А вот мойвариант, очевидно неизвестный повествователю. Поздней осенью 1915 года Мандельштам выехал из Коктебеля в собственном пальто хозяина «Бубен», ибо по беспечности или иному чему заложил или потерял свое. И когда год спустя, в тех же «Бубнах» грек — поэту: «А помните, господин Мандельштам, когда вы уезжали, шел дождь и я вам предложил свое пальто», поэт — греку: «Вы можете быть счастливы, ваше пальто весь год служило поэту».
Не говоря уже о непрерывном шоколаде в кредит — шоколаде баснословном.

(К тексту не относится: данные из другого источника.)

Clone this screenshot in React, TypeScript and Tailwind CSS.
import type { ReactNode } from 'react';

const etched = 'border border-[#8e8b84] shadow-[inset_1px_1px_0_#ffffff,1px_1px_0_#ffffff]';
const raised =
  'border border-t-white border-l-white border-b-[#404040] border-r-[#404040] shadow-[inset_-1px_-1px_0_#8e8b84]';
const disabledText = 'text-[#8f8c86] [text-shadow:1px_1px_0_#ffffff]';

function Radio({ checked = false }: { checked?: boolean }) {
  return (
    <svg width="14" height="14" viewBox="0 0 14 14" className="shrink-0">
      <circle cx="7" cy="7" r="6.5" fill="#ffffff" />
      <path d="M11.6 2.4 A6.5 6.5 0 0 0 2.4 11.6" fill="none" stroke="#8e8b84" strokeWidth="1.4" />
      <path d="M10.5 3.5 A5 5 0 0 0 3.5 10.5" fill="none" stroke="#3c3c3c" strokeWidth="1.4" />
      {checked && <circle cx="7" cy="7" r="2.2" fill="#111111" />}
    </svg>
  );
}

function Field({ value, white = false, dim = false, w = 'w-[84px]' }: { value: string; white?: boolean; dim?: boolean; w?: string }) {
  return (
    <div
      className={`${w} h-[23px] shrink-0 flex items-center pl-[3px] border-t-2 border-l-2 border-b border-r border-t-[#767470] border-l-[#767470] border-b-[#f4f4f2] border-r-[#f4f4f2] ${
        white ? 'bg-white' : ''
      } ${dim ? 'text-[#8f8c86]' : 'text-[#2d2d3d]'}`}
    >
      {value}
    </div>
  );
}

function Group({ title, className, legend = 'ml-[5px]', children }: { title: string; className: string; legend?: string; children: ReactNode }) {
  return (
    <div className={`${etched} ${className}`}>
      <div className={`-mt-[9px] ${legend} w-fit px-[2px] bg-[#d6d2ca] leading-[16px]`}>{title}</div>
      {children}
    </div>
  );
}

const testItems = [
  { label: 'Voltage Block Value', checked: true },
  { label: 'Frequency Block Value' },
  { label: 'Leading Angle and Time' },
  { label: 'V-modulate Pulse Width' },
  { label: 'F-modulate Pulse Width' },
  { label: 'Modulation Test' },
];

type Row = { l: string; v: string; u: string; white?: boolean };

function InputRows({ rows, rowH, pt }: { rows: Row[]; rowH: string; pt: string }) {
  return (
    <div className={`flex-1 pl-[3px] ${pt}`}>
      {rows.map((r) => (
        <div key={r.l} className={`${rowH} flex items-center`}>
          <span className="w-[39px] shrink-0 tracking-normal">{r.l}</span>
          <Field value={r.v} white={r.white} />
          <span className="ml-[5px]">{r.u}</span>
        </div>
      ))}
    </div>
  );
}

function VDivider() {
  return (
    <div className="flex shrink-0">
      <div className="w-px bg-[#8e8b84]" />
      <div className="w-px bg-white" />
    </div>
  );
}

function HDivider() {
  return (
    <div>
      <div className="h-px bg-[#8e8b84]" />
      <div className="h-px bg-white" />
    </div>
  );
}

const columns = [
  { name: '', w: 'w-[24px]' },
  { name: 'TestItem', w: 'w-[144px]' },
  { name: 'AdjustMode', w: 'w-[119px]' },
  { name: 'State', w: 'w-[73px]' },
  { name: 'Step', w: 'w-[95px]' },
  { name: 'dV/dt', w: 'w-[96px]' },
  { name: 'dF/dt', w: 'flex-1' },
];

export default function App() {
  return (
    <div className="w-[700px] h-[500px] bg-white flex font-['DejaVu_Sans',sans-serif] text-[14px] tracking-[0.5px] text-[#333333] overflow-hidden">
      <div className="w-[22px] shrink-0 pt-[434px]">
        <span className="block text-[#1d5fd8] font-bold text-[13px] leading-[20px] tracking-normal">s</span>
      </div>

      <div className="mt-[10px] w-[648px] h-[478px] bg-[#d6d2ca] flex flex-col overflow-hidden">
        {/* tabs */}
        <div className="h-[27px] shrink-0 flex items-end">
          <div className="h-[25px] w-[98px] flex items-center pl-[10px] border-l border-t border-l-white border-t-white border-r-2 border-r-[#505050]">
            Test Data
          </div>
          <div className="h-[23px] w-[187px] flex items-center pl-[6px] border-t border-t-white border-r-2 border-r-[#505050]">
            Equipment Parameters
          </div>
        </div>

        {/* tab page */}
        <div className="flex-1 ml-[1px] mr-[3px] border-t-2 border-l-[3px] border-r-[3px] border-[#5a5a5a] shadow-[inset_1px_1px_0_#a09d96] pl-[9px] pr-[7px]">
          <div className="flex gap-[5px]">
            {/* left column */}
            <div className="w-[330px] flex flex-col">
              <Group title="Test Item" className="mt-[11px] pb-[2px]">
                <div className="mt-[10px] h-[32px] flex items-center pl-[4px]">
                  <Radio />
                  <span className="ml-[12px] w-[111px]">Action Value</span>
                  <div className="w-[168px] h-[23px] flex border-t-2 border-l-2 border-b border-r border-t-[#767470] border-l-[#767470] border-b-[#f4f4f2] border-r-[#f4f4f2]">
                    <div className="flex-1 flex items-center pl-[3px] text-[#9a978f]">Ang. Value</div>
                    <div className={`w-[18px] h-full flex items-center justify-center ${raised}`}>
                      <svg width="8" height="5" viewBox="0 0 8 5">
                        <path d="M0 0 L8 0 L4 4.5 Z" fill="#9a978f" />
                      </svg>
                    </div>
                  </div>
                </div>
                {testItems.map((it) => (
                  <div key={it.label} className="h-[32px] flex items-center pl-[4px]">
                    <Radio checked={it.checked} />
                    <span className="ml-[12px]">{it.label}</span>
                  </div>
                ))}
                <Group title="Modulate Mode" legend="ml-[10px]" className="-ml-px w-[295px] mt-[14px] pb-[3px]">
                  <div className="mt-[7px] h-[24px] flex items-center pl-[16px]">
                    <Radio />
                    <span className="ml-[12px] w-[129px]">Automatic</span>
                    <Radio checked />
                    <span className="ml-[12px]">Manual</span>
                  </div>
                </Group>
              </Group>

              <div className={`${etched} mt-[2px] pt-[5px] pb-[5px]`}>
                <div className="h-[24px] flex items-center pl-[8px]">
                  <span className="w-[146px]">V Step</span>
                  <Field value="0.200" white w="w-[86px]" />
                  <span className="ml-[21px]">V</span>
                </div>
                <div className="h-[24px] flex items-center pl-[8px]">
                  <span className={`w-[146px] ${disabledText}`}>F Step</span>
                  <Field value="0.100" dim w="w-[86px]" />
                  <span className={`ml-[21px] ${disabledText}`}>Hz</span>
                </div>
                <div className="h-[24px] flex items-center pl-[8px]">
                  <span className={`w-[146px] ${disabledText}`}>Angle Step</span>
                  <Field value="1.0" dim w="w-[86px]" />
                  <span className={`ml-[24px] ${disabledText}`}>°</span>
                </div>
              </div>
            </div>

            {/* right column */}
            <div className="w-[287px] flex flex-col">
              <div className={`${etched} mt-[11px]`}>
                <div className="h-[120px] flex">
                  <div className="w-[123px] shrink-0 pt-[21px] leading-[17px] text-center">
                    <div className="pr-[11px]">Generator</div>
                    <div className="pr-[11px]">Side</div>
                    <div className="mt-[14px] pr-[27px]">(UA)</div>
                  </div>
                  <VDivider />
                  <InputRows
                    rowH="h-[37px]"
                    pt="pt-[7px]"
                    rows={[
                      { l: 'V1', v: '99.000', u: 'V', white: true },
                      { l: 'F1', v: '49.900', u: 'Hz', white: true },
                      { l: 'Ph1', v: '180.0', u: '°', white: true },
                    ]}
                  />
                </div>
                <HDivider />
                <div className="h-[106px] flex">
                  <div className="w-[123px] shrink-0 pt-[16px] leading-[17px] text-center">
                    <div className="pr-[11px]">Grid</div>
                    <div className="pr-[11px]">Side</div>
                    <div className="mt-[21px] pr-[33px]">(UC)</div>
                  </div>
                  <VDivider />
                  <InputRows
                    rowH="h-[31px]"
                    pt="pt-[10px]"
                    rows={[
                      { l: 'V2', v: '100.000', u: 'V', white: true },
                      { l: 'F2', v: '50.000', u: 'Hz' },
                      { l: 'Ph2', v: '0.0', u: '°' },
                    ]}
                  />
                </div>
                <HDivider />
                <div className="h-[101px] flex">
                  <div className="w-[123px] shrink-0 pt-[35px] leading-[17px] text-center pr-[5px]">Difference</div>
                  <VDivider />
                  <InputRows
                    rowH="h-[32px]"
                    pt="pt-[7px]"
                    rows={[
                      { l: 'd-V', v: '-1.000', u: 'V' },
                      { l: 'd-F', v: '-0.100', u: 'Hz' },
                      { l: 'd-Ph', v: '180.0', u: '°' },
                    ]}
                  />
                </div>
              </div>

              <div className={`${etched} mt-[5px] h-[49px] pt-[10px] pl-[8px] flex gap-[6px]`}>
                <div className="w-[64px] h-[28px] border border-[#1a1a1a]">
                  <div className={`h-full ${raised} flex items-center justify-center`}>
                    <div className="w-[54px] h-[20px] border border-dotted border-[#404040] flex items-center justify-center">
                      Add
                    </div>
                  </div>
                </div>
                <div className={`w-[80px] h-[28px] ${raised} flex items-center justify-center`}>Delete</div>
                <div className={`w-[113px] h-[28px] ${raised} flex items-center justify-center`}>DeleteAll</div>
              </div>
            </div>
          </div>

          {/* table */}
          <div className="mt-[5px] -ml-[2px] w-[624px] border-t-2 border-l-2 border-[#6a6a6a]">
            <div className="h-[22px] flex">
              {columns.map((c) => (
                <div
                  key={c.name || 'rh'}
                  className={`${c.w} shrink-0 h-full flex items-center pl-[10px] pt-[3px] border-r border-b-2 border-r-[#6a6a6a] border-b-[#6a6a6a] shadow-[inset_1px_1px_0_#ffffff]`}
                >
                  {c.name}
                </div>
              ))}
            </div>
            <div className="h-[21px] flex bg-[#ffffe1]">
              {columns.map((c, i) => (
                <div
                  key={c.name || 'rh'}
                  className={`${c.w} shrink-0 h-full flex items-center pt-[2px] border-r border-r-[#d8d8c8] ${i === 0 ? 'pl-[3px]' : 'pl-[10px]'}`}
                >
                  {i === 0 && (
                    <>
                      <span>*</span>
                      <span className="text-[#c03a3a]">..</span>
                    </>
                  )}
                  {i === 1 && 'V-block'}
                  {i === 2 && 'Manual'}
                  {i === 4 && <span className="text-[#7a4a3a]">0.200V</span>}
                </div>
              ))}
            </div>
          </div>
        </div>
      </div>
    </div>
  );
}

Так одного из лучших русских поэтов любило одно из лучших мест на земле: от поэта Максимилиана Волошина до полуграмотного хозяина нищей кофейни.
«Мандельштам шел по берегу, выжженному солнцем и выметенному постоянным унылым коктебельским ветром. Недовольный, голодный, гордый, смешной, безнадежно влюбленный в женщину — врача, подругу армянина, которая сидит теперь на своей веранде в розовом прелестном капоте и пьет кофе — вкусный жирный кофе, — и ест горячие домашние булки, сколько угодно булок…»
Товарищ пишущий, я никогда не ходила в розовых прелестных капотах, я никогда не была ни очень хорошенькой, ни просто хорошенькой, ни немного, ни много вульгарной, я никогда не была женщиной — врачом, никогда меня не содержал черномазый армянин, в такую «меня» никогда не был до беспамятства влюблен поэт Осип Мандельштам.
Кроме того, повторяю, Коктебель — место пусто, в нем никогда не было жирных сливок, только худосочное (с ковыля!) и горьковатое (с полыни!) козье молоко, никогда в нем не было и горячих домашних булок, вовсе не было булок, одни только сухие турецкие бублики, да и то не сколько угодно. И если поэт был голоден — виноват не «злой хозяин» Максимилиан Волошин, а наша общая хозяйка — з. емля. Здесь — земля Восточного Крыма, где ваша, автора воспоминаний, нога никогда не была.
Вы, провозгласив эти стихи Мандельштама одними из лучших в русской литературе, в них ничего не поняли. «Крымские» стихи написаны в Крыму, да, но по существу своему — Владимирские. Какие же в Крыму — «темные деревянные юродивые слободы»? Какие — «туманные монашки»? Стихи написаны фактически в Крыму, по существу же — изнутри владимирских просторов. Давайте по строкам:
Не веря воскресенья чуду, На кладбище гуляли мы. Ты знаешь, мне земля повсюду Напоминает те холмы.